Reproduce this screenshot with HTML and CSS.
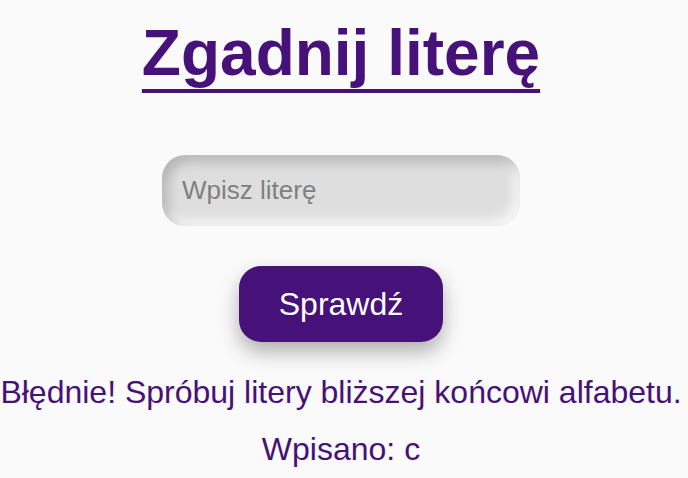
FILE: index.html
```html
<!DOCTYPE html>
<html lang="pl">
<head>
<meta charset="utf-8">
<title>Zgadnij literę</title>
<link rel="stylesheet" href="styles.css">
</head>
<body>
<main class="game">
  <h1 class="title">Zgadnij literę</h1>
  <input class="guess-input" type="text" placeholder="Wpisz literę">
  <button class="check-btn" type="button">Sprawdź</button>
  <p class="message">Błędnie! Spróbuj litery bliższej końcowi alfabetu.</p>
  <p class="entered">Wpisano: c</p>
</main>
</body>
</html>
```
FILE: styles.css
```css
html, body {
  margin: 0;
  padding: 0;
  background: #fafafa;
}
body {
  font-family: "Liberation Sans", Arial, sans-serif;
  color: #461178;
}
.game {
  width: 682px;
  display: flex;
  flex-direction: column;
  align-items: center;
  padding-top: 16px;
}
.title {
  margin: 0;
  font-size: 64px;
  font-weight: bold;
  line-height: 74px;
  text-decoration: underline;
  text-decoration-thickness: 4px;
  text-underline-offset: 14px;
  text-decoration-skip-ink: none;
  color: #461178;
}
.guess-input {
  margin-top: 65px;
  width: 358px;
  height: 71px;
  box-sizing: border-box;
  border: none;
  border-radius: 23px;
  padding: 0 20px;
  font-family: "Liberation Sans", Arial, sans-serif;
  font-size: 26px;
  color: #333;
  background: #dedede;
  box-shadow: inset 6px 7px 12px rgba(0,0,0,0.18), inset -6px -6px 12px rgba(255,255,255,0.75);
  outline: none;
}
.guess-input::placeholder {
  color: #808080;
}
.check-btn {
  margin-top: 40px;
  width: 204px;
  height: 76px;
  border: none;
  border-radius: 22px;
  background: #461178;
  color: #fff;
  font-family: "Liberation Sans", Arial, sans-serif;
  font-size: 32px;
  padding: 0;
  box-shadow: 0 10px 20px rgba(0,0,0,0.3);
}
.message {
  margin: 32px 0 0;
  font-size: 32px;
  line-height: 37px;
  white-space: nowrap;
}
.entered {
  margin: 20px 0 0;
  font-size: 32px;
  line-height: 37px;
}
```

--

Your goal:
Print out the lines exactly, skipping any picture.

Answer to this task:
Reproduce this screenshot with HTML and CSS.
FILE: index.html
```html
<!DOCTYPE html>
<html lang="pl">
<head>
<meta charset="utf-8">
<title>Zgadnij literę</title>
<link rel="stylesheet" href="styles.css">
</head>
<body>
<main class="game">
  <h1 class="title">Zgadnij literę</h1>
  <input class="guess-input" type="text" placeholder="Wpisz literę">
  <button class="check-btn" type="button">Sprawdź</button>
  <p class="message">Błędnie! Spróbuj litery bliższej końcowi alfabetu.</p>
  <p class="entered">Wpisano: c</p>
</main>
</body>
</html>
```
FILE: styles.css
```css
html, body {
  margin: 0;
  padding: 0;
  background: #fafafa;
}
body {
  font-family: "Liberation Sans", Arial, sans-serif;
  color: #461178;
}
.game {
  width: 682px;
  display: flex;
  flex-direction: column;
  align-items: center;
  padding-top: 16px;
}
.title {
  margin: 0;
  font-size: 64px;
  font-weight: bold;
  line-height: 74px;
  text-decoration: underline;
  text-decoration-thickness: 4px;
  text-underline-offset: 14px;
  text-decoration-skip-ink: none;
  color: #461178;
}
.guess-input {
  margin-top: 65px;
  width: 358px;
  height: 71px;
  box-sizing: border-box;
  border: none;
  border-radius: 23px;
  padding: 0 20px;
  font-family: "Liberation Sans", Arial, sans-serif;
  font-size: 26px;
  color: #333;
  background: #dedede;
  box-shadow: inset 6px 7px 12px rgba(0,0,0,0.18), inset -6px -6px 12px rgba(255,255,255,0.75);
  outline: none;
}
.guess-input::placeholder {
  color: #808080;
}
.check-btn {
  margin-top: 40px;
  width: 204px;
  height: 76px;
  border: none;
  border-radius: 22px;
  background: #461178;
  color: #fff;
  font-family: "Liberation Sans", Arial, sans-serif;
  font-size: 32px;
  padding: 0;
  box-shadow: 0 10px 20px rgba(0,0,0,0.3);
}
.message {
  margin: 32px 0 0;
  font-size: 32px;
  line-height: 37px;
  white-space: nowrap;
}
.entered {
  margin: 20px 0 0;
  font-size: 32px;
  line-height: 37px;
}
```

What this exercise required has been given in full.